Fuente de soda
Por Francisco Mouat / franciscomouat@gmail.com
La víspera del fin de semana largo del 18, a la hora de almuerzo, subí por Bilbao sin rumbo fijo y pude oler el clima festivo que empezaba a respirarse en la ciudad. Ese viernes sólo los desdichados tendrían que trabajar durante la tarde. El prolongado feriado de cinco días que viviríamos a contar del sábado se anunciaba en pequeños detalles: una parrilla humeante en una vulcanización, la cervecería frente al Jumbo repletísima de parroquianos, la fuente de soda de mi barrio tentándome con sus chacareros en frica.
Yo tampoco tenía nada que hacer, salvo leer la nueva novela de Alejandro Zambra que acababa de comprar, La vida secreta de los árboles. Casi no había mesa disponible en mi fuente de soda. Santiago estaba volcado a la calle agitando los billetes del aguinaldo como si fueran pañuelo cuequero.
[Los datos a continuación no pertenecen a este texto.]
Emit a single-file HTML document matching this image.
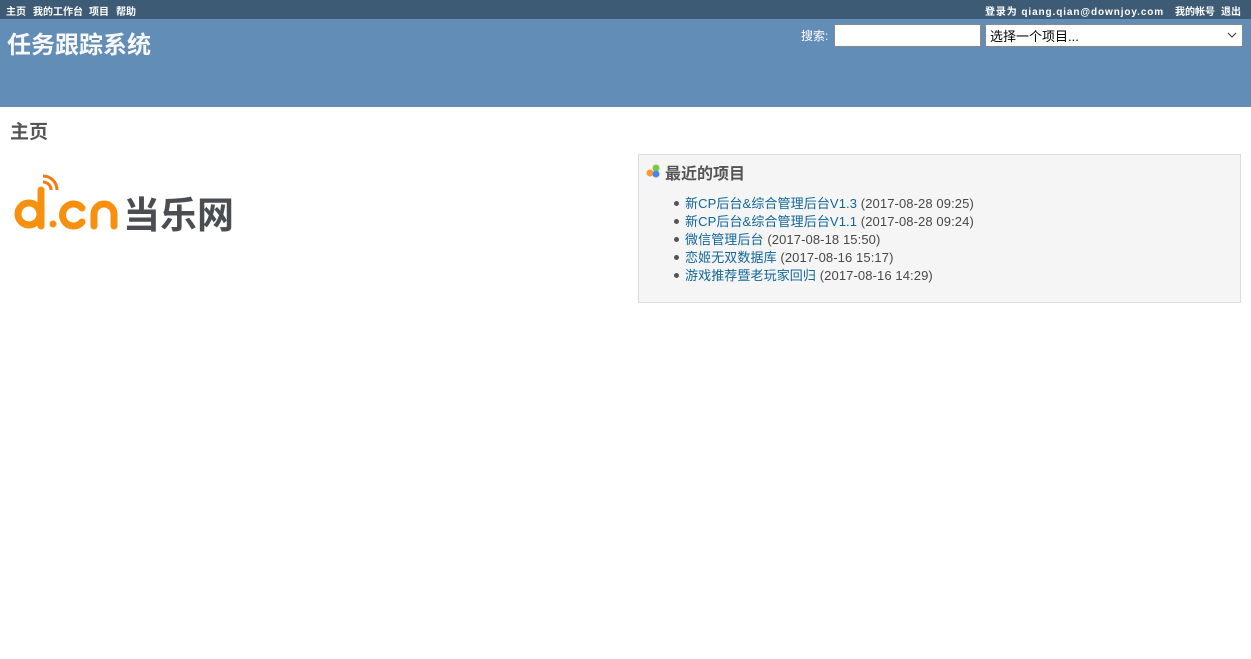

Encontré un espacio al fondo, muy cerca de la cocina, después de esquivar las mesas de la terraza llenas de oficinistas apurando cervezas, botellas de tinto, pollos asados, sándwiches, completos.
Me gustan las fuentes de soda. Desde siempre, desde cabro chico. Tienen un embrujo especial. Me gusta la expresión relajada que se respira en sus mesas carentes de toda pretensión. A diferencia de los restaurantes, más propensos a camuflar nuestro lado salvaje, las fuentes de soda exponen la vida sin mayores complejos. Las que más me gustan son aquellas en donde no hay televisor ni música estridente. Sólo el bullicio natural de la gente que habla y habla, traga y traga, y a ratos no hace nada y mira por la ventana cuando hay ventanas.
Carlos León decía que había voces de bar y voces de café, y que la suya, por supuesto, era una voz de café, porque bebía poco y hablaba a media voz: "En los bares, el ruido de cachos, las risas estentóreas de los parroquianos y hasta algunas cantatas surgidas de broncas gargantas exigen voz de mando y oídos recios".
Leí la primera mitad de la novela de Zambra sin mayores distracciones, acompañado de sorbos regulares de un schop bien helado. En la mesa vecina, una pareja y su hija de unos tres años almorzaban carne con papas fritas. Lo que más parecía preocuparles a los padres era que la niñita –que se paraba a cada rato de la mesa– no saliera a la calle. Estaban en eso cuando la mujer, joven y guapa, le preguntó al hombre si la acompañaba a buscar no sé qué a la casa de fulanita. "No", le contestó él secamente. Ella trató de convencerlo, pero él, que no parecía hecho para ella, que además tenía naturalmente cara de pocos amigos y casi la doblaba en edad, se mantuvo en su posición y remató: "¿Estás loca?".
Se acabó la fiesta dieciochera en esa mesa. El ambiente entre los dos pasó a cortarse con cuchillo. Pedí un segundo schop y traté de concentrarme nuevamente en la novela de Zambra, en la historia de Julián que espera durante la noche el regreso a casa de su pareja, Verónica, mamá de Daniela, la niña a la que Julián hace dormir contándole cuentos de la vida privada de los árboles.
Pero el silencio metálico de la mesa vecina me vencía. El hombre pidió la cuenta haciendo un gesto con la mano y ella le disparó en su cara: "De ahora en adelante, me preocuparé de mí y de mi hija, y de nadie más. Esta es mi nueva vida". La mujer, sin perder un ápice de su belleza, tomó a la niña en brazos y se fue, sola, sin él.
Volví al libro, a sus últimas páginas. El novelista había escrito al comienzo que le pondría punto final a la novela cuando regresara Verónica o cuando él estuviera seguro de que ella no volvería. La otra novela se estaba escribiendo en la fuente de soda, y nadie sabría dónde terminarla. Ella se fue caminando. Él se fue en auto. Ella se fue con su hija. Él aceleró fuerte por Tomás Moro, seguramente sin rumbo. ¿Dormirían juntos esa noche? ¿Regresaría Verónica a la casa con Julián?